Inevitably, the demands of elite sports training encroached on his studies. By the time he was in Form Three, there was barely a free moment.
School took up most of the day, after which came hours of road training. When he finally got home, there were private tutorials to guide him through the plethora of assignments and help him catch up with his classmates.
Chan, a housewife, recalls how they dealt with her son's increasingly punishing schedule.
'At first the training took place just three to four days per week, but very soon it became almost daily. There were also so many competitions, local and overseas, that he had to skip days of classes.
'He was so tired that sometimes he would fall asleep at his desk with a book in his hands, but he never ever uttered a word of complaint.
'His teachers liked him because he always handed in his homework despite the overwhelming schedule.
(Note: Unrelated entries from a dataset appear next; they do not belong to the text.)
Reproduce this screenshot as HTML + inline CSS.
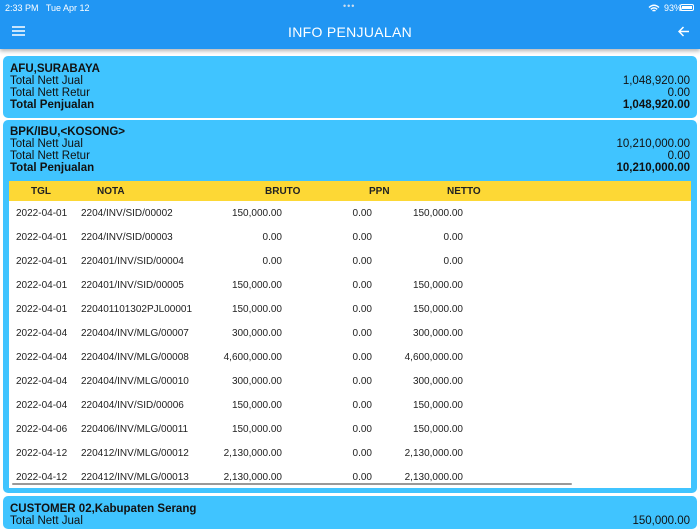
<!DOCTYPE html>
<html><head><meta charset="utf-8">
<style>
*{margin:0;padding:0;box-sizing:border-box}
body{width:700px;height:525px;overflow:hidden;background:#fff;font-family:"Liberation Sans",sans-serif;position:relative;color:#111}
.abs{position:absolute}
#bar{left:0;top:0;width:700px;height:49px;background:#2196F3;box-shadow:0 2px 4px rgba(0,0,0,.3)}
.st{color:#fff;font-size:9px;top:3px}
.card{position:absolute;left:3px;width:694px;background:#40C4FF;border-radius:5px}
.ln{position:absolute;left:7px;right:7px;font-size:11.5px;height:13px;line-height:13px}
.ln span{position:absolute;right:0}
.b{font-weight:bold}
.row{position:absolute;left:9px;width:682px;height:24px;font-size:10px;color:#222}
.row div{position:absolute;top:7px}
</style></head><body>
<div id="bar" class="abs"></div>
<div class="abs st" style="left:5px">2:33 PM &nbsp; Tue Apr 12</div>
<div class="abs st" style="left:343px;top:1px;letter-spacing:1px;color:#cde">•••</div>
<div class="abs st" style="left:664px">93%</div>
<svg class="abs" style="left:648px;top:4px" width="12" height="9" viewBox="0 0 12 9"><path d="M1 3.5Q6 -1 11 3.5M2.8 5.3Q6 2.5 9.2 5.3M4.5 7Q6 5.8 7.5 7" stroke="#fff" stroke-width="1.4" fill="none"/></svg>
<div class="abs" style="left:680px;top:4px;width:14px;height:7px;border:1px solid #fff;border-radius:2px;padding:1px"><div style="background:#fff;width:100%;height:100%"></div></div>
<svg class="abs" style="left:12px;top:26px" width="13" height="10"><path d="M0 1H13M0 5H13M0 9H13" stroke="#fff" stroke-width="1.6"/></svg>
<div class="abs" style="left:0;width:700px;top:24px;text-align:center;color:#fff;font-size:14px;letter-spacing:.3px">INFO PENJUALAN</div>
<svg class="abs" style="left:678px;top:26px" width="12" height="11"><path d="M11 5.5H1M5.5 1L1 5.5L5.5 10" stroke="#fff" stroke-width="1.5" fill="none"/></svg>

<div class="card" style="top:56px;height:62px">
<div class="ln b" style="top:7px">AFU,SURABAYA</div>
<div class="ln" style="top:19px">Total Nett Jual<span>1,048,920.00</span></div>
<div class="ln" style="top:31px">Total Nett Retur<span>0.00</span></div>
<div class="ln b" style="top:43px">Total Penjualan<span>1,048,920.00</span></div>
</div>

<div class="card" style="top:120px;height:373px">
<div class="ln b" style="top:6px">BPK/IBU,&lt;KOSONG&gt;</div>
<div class="ln" style="top:18px">Total Nett Jual<span>10,210,000.00</span></div>
<div class="ln" style="top:30px">Total Nett Retur<span>0.00</span></div>
<div class="ln b" style="top:42px">Total Penjualan<span>10,210,000.00</span></div>
</div>
<div class="abs" style="left:9px;top:181px;width:682px;height:307px;background:#fff"></div>
<div class="abs" style="left:9px;top:181px;width:682px;height:20px;background:#FDD835;font-size:10px;font-weight:bold;color:#222">
<div class="abs" style="left:22px;top:5px">TGL</div>
<div class="abs" style="left:88px;top:5px">NOTA</div>
<div class="abs" style="left:256px;top:5px">BRUTO</div>
<div class="abs" style="left:360px;top:5px">PPN</div>
<div class="abs" style="left:438px;top:5px">NETTO</div>
</div>
<div class="abs" style="left:12px;top:483px;width:560px;height:2px;background:#999;border-radius:1px"></div>

<div class="card" style="top:496px;height:33px">
<div class="ln b" style="top:7px">CUSTOMER 02,Kabupaten Serang</div>
<div class="ln" style="top:19px">Total Nett Jual<span>150,000.00</span></div>
</div>

<div class="row" style="top:201px"><div style="left:7px">2022-04-01</div><div style="left:72px">2204/INV/SID/00002</div><div style="right:409px">150,000.00</div><div style="right:319px">0.00</div><div style="right:228px">150,000.00</div></div>
<div class="row" style="top:225px"><div style="left:7px">2022-04-01</div><div style="left:72px">2204/INV/SID/00003</div><div style="right:409px">0.00</div><div style="right:319px">0.00</div><div style="right:228px">0.00</div></div>
<div class="row" style="top:249px"><div style="left:7px">2022-04-01</div><div style="left:72px">220401/INV/SID/00004</div><div style="right:409px">0.00</div><div style="right:319px">0.00</div><div style="right:228px">0.00</div></div>
<div class="row" style="top:273px"><div style="left:7px">2022-04-01</div><div style="left:72px">220401/INV/SID/00005</div><div style="right:409px">150,000.00</div><div style="right:319px">0.00</div><div style="right:228px">150,000.00</div></div>
<div class="row" style="top:297px"><div style="left:7px">2022-04-01</div><div style="left:72px">220401101302PJL00001</div><div style="right:409px">150,000.00</div><div style="right:319px">0.00</div><div style="right:228px">150,000.00</div></div>
<div class="row" style="top:321px"><div style="left:7px">2022-04-04</div><div style="left:72px">220404/INV/MLG/00007</div><div style="right:409px">300,000.00</div><div style="right:319px">0.00</div><div style="right:228px">300,000.00</div></div>
<div class="row" style="top:345px"><div style="left:7px">2022-04-04</div><div style="left:72px">220404/INV/MLG/00008</div><div style="right:409px">4,600,000.00</div><div style="right:319px">0.00</div><div style="right:228px">4,600,000.00</div></div>
<div class="row" style="top:369px"><div style="left:7px">2022-04-04</div><div style="left:72px">220404/INV/MLG/00010</div><div style="right:409px">300,000.00</div><div style="right:319px">0.00</div><div style="right:228px">300,000.00</div></div>
<div class="row" style="top:393px"><div style="left:7px">2022-04-04</div><div style="left:72px">220404/INV/SID/00006</div><div style="right:409px">150,000.00</div><div style="right:319px">0.00</div><div style="right:228px">150,000.00</div></div>
<div class="row" style="top:417px"><div style="left:7px">2022-04-06</div><div style="left:72px">220406/INV/MLG/00011</div><div style="right:409px">150,000.00</div><div style="right:319px">0.00</div><div style="right:228px">150,000.00</div></div>
<div class="row" style="top:441px"><div style="left:7px">2022-04-12</div><div style="left:72px">220412/INV/MLG/00012</div><div style="right:409px">2,130,000.00</div><div style="right:319px">0.00</div><div style="right:228px">2,130,000.00</div></div>
<div class="row" style="top:465px"><div style="left:7px">2022-04-12</div><div style="left:72px">220412/INV/MLG/00013</div><div style="right:409px">2,130,000.00</div><div style="right:319px">0.00</div><div style="right:228px">2,130,000.00</div></div>
</body></html>
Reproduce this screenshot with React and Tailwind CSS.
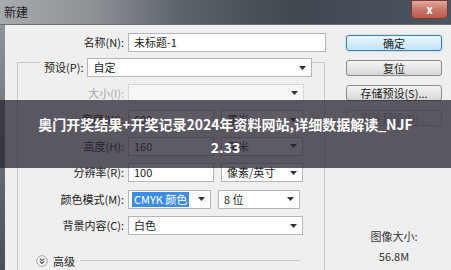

He's a tough kid.'
At 14, he already revealed the ambition and single-mindedness that became crucial factors in his success. Chan says she will never forget how her son came to her one night with his plans.
'He said, 'Mum, I have thought about it. I really like cycling and I am good at it. If I continue cycling I am confident that I will become something great. Even if I study like everyone else, graduate and wear a suit to work in an office, it wouldn't mean anything to me if I'm not enjoying what I do'.'
The speech made a deep impression on his parents. Although they initially hoped he would do well in school and take a more conventional career path, both backed Choi wholeheartedly when he chose to become a full-time athlete after completing Form Five.
At his old school, Po Leung Kuk Wu Chung College, where Choi's achievements constantly feature on its website, principal Chan Yuk-kai recalls his impression of their first Olympian.
'He found his passion, his strength, and set his target early; then he worked very hard towards it. He never complained,' principal Chan says.
Teachers gave Choi the space to pursue his goal, he adds, but Choi's endurance and ability were the most important factors in his success.
Even so, Choi and his parents faced many tough questions along the way. For instance, should he compete in the 2008 Asian Cycling Championships, which would require travelling to Japan just before the start of the Hong Kong Certificate of Education Examination series? While most students might spend months revising for the public exams, the race would leave him with just three days to prepare after his return.
But it was a rare opportunity and his coach, Dorming Chau, had high expectations of a medal win, so his parents gave the go-ahead.
Choi didn't disappoint: he won a silver medal in the junior individual road race, a Hong Kong triumph surpassed only by veteran cyclist Wong Kam-po, who took gold in the same category in 1991. When the exams ended, Choi became a full-time cyclist, going on to represent Hong Kong at major international races.
His ever-expanding trophy rack at home is testimony to his progress and an even more gruelling regimen (up to 10 hours daily, combining sprints, distance and weights) that has taken him away to the mainland and other parts of the world for months at a time.
'Every time I sent him off for training I couldn't help but cry,' Chan says. 'At one point he was away for so long I took part-time jobs to distract myself from how much I was missing him.'
Choi is grateful for his parents' unwavering support behind the scenes, recalling how his father often rose before dawn to ferry him to races.
'They did not force me on which path I should take. Instead, they listened and gave me the best support,' he says.
'They would get up at four in the morning for my competitions, which often start in the early morning, and came to see me race whenever they could.'
With barely two weeks left before the biggest milestone in his cycling career so far, Choi is putting greater emphasis on strengthening the upper body muscles which aid his acceleration.
Choi's parents won't be in London to cheer him on at his Olympic debut because the tickets had been sold out by the time their son was confirmed as a competitor. But as far as he is concerned, they will be helping to power him on wherever they are.
The boy whom head coach Shen Jin-kang describes as someone who 'speaks little, works hard' is determined to make it a joyful challenge.